→ **WHAT IS REQUIRED**
Retype the records below exactly as they appear, but leave out any pictures.

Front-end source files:
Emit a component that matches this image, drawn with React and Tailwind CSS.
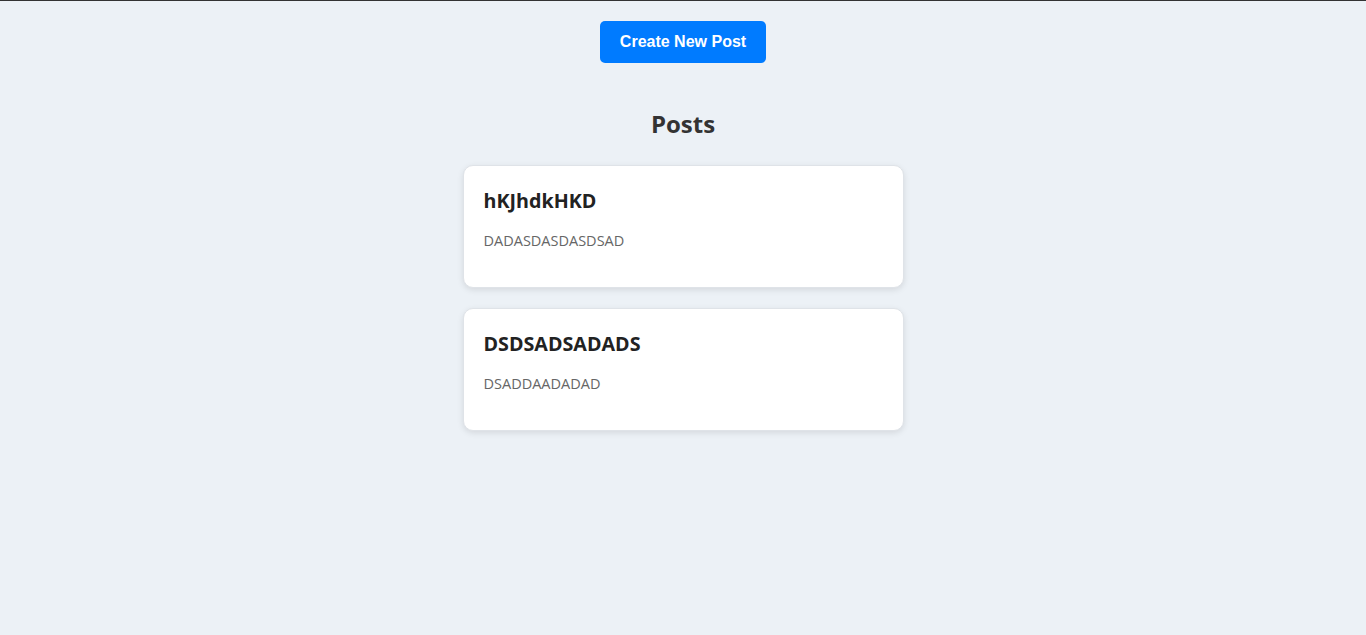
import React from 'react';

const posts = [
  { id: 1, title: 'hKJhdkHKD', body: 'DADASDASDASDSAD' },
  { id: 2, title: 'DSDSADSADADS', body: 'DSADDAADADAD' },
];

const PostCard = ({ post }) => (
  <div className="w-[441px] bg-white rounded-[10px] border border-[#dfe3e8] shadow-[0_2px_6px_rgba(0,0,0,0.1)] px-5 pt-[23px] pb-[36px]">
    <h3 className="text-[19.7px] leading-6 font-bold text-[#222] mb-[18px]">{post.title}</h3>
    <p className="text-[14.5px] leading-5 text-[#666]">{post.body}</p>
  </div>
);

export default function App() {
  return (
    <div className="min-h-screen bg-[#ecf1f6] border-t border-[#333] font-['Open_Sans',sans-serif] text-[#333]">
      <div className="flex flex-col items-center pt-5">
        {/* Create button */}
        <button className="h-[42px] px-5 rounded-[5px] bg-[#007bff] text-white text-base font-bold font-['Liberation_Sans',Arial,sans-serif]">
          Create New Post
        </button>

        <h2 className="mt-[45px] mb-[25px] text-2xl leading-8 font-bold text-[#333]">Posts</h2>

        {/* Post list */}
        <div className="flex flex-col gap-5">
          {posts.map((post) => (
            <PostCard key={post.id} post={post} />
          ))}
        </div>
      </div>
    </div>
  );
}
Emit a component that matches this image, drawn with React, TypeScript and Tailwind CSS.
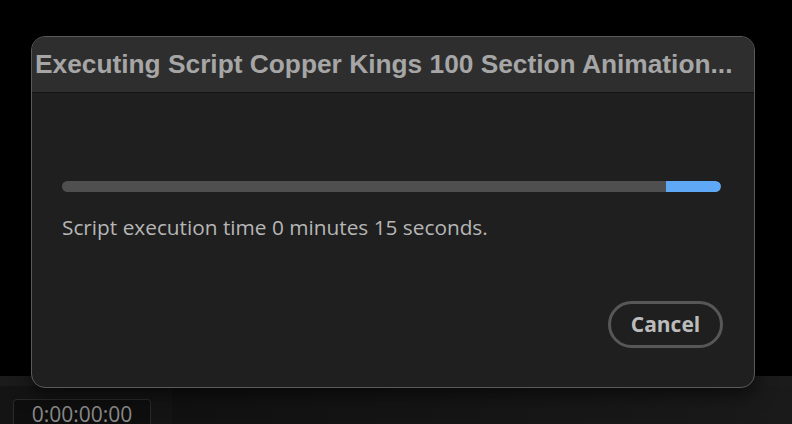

→ **SOLUTION TO THIS EXERCISE**
Emit a component that matches this image, drawn with React and Tailwind CSS.
import React from 'react';

const posts = [
  { id: 1, title: 'hKJhdkHKD', body: 'DADASDASDASDSAD' },
  { id: 2, title: 'DSDSADSADADS', body: 'DSADDAADADAD' },
];

const PostCard = ({ post }) => (
  <div className="w-[441px] bg-white rounded-[10px] border border-[#dfe3e8] shadow-[0_2px_6px_rgba(0,0,0,0.1)] px-5 pt-[23px] pb-[36px]">
    <h3 className="text-[19.7px] leading-6 font-bold text-[#222] mb-[18px]">{post.title}</h3>
    <p className="text-[14.5px] leading-5 text-[#666]">{post.body}</p>
  </div>
);

export default function App() {
  return (
    <div className="min-h-screen bg-[#ecf1f6] border-t border-[#333] font-['Open_Sans',sans-serif] text-[#333]">
      <div className="flex flex-col items-center pt-5">
        {/* Create button */}
        <button className="h-[42px] px-5 rounded-[5px] bg-[#007bff] text-white text-base font-bold font-['Liberation_Sans',Arial,sans-serif]">
          Create New Post
        </button>

        <h2 className="mt-[45px] mb-[25px] text-2xl leading-8 font-bold text-[#333]">Posts</h2>

        {/* Post list */}
        <div className="flex flex-col gap-5">
          {posts.map((post) => (
            <PostCard key={post.id} post={post} />
          ))}
        </div>
      </div>
    </div>
  );
}
Emit a component that matches this image, drawn with React, TypeScript and Tailwind CSS.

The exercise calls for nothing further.